Task instructions: Reproduce all the lines below exactly and omit the images.

Provided data:
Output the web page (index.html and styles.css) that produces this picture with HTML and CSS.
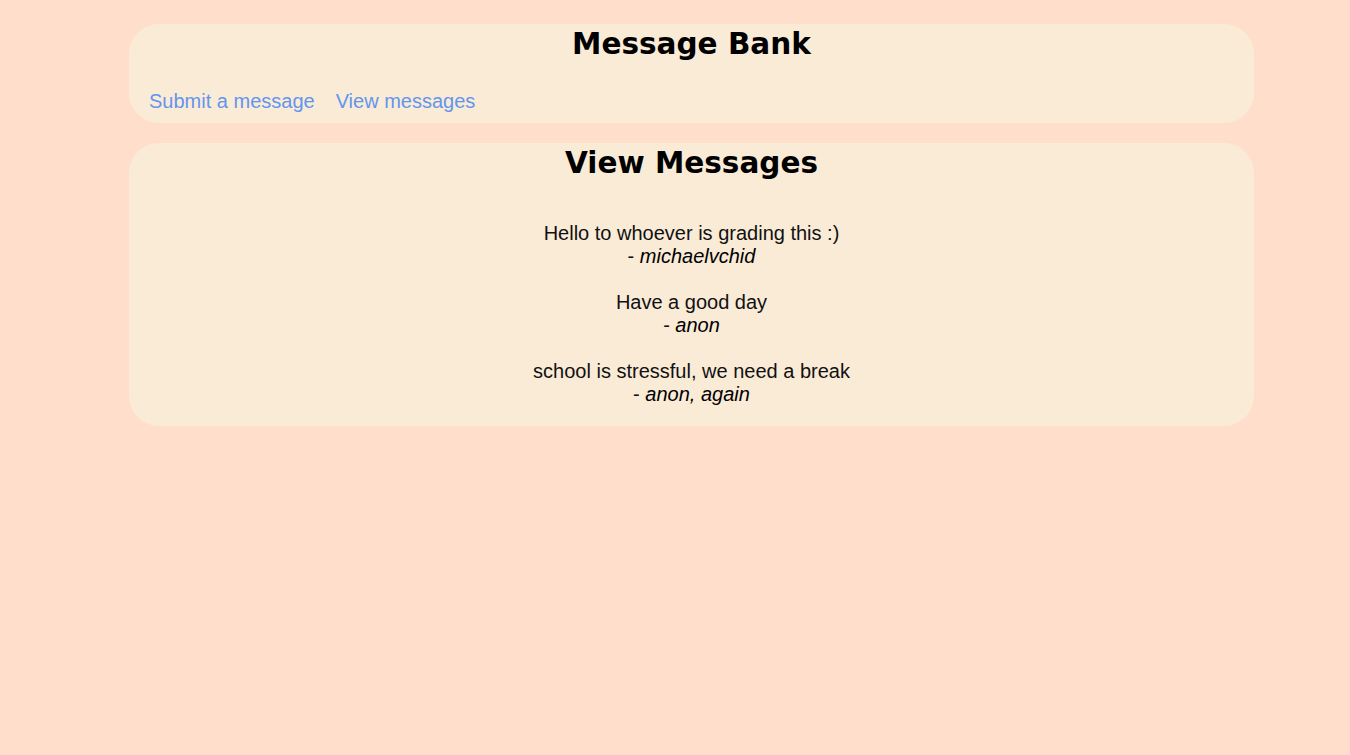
FILE: index.html
```html
<!DOCTYPE html>
<html lang="en">
<head>
<meta charset="utf-8">
<title>Message Bank</title>
<link rel="stylesheet" href="styles.css">
</head>
<body>
<main class="page">
  <header class="card header-card">
    <h1 class="title">Message Bank</h1>
    <nav class="nav">
      <a class="nav-link" href="#">Submit a message</a>
      <a class="nav-link" href="#">View messages</a>
    </nav>
  </header>
  <section class="card messages-card">
    <h1 class="title">View Messages</h1>
    <div class="messages">
      <p class="message">Hello to whoever is grading this :)<br><span class="author">- <em>michaelvchid</em></span></p>
      <p class="message">Have a good day<br><span class="author">- <em>anon</em></span></p>
      <p class="message">school is stressful, we need a break<br><span class="author">- <em>anon, again</em></span></p>
    </div>
  </section>
</main>
</body>
</html>
```

FILE: styles.css
```css
html, body {
  margin: 0;
  padding: 0;
}
body {
  background: #ffdecb;
  font-family: "Liberation Sans", Arial, sans-serif;
  color: #000;
  min-height: 755px;
}
.page {
  display: flex;
  flex-direction: column;
  gap: 20px;
  padding: 24px 96px 0 129px;
}
.card {
  background: #faebd7;
  border-radius: 30px;
}
.title {
  margin: 0;
  text-align: center;
  font-family: "DejaVu Sans", Verdana, sans-serif;
  font-weight: bold;
  font-size: 29.5px;
  line-height: 34px;
  padding-top: 3px;
}
.header-card {
  padding-bottom: 10px;
}
.nav {
  display: flex;
  gap: 21px;
  padding: 0 20px;
  margin-top: 29px;
}
.nav-link {
  color: #6495ed;
  text-decoration: none;
  font-size: 20px;
  line-height: 23px;
}
.messages {
  padding: 42px 20px 20px;
  text-align: center;
  font-size: 20px;
  line-height: 23px;
  color: #111;
}
.message {
  margin: 0 0 23px;
}
.message:last-child {
  margin-bottom: 0;
}
.author em {
  font-style: italic;
  color: #000;
}
```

Full response:
Output the web page (index.html and styles.css) that produces this picture with HTML and CSS.
FILE: index.html
```html
<!DOCTYPE html>
<html lang="en">
<head>
<meta charset="utf-8">
<title>Message Bank</title>
<link rel="stylesheet" href="styles.css">
</head>
<body>
<main class="page">
  <header class="card header-card">
    <h1 class="title">Message Bank</h1>
    <nav class="nav">
      <a class="nav-link" href="#">Submit a message</a>
      <a class="nav-link" href="#">View messages</a>
    </nav>
  </header>
  <section class="card messages-card">
    <h1 class="title">View Messages</h1>
    <div class="messages">
      <p class="message">Hello to whoever is grading this :)<br><span class="author">- <em>michaelvchid</em></span></p>
      <p class="message">Have a good day<br><span class="author">- <em>anon</em></span></p>
      <p class="message">school is stressful, we need a break<br><span class="author">- <em>anon, again</em></span></p>
    </div>
  </section>
</main>
</body>
</html>
```

FILE: styles.css
```css
html, body {
  margin: 0;
  padding: 0;
}
body {
  background: #ffdecb;
  font-family: "Liberation Sans", Arial, sans-serif;
  color: #000;
  min-height: 755px;
}
.page {
  display: flex;
  flex-direction: column;
  gap: 20px;
  padding: 24px 96px 0 129px;
}
.card {
  background: #faebd7;
  border-radius: 30px;
}
.title {
  margin: 0;
  text-align: center;
  font-family: "DejaVu Sans", Verdana, sans-serif;
  font-weight: bold;
  font-size: 29.5px;
  line-height: 34px;
  padding-top: 3px;
}
.header-card {
  padding-bottom: 10px;
}
.nav {
  display: flex;
  gap: 21px;
  padding: 0 20px;
  margin-top: 29px;
}
.nav-link {
  color: #6495ed;
  text-decoration: none;
  font-size: 20px;
  line-height: 23px;
}
.messages {
  padding: 42px 20px 20px;
  text-align: center;
  font-size: 20px;
  line-height: 23px;
  color: #111;
}
.message {
  margin: 0 0 23px;
}
.message:last-child {
  margin-bottom: 0;
}
.author em {
  font-style: italic;
  color: #000;
}
```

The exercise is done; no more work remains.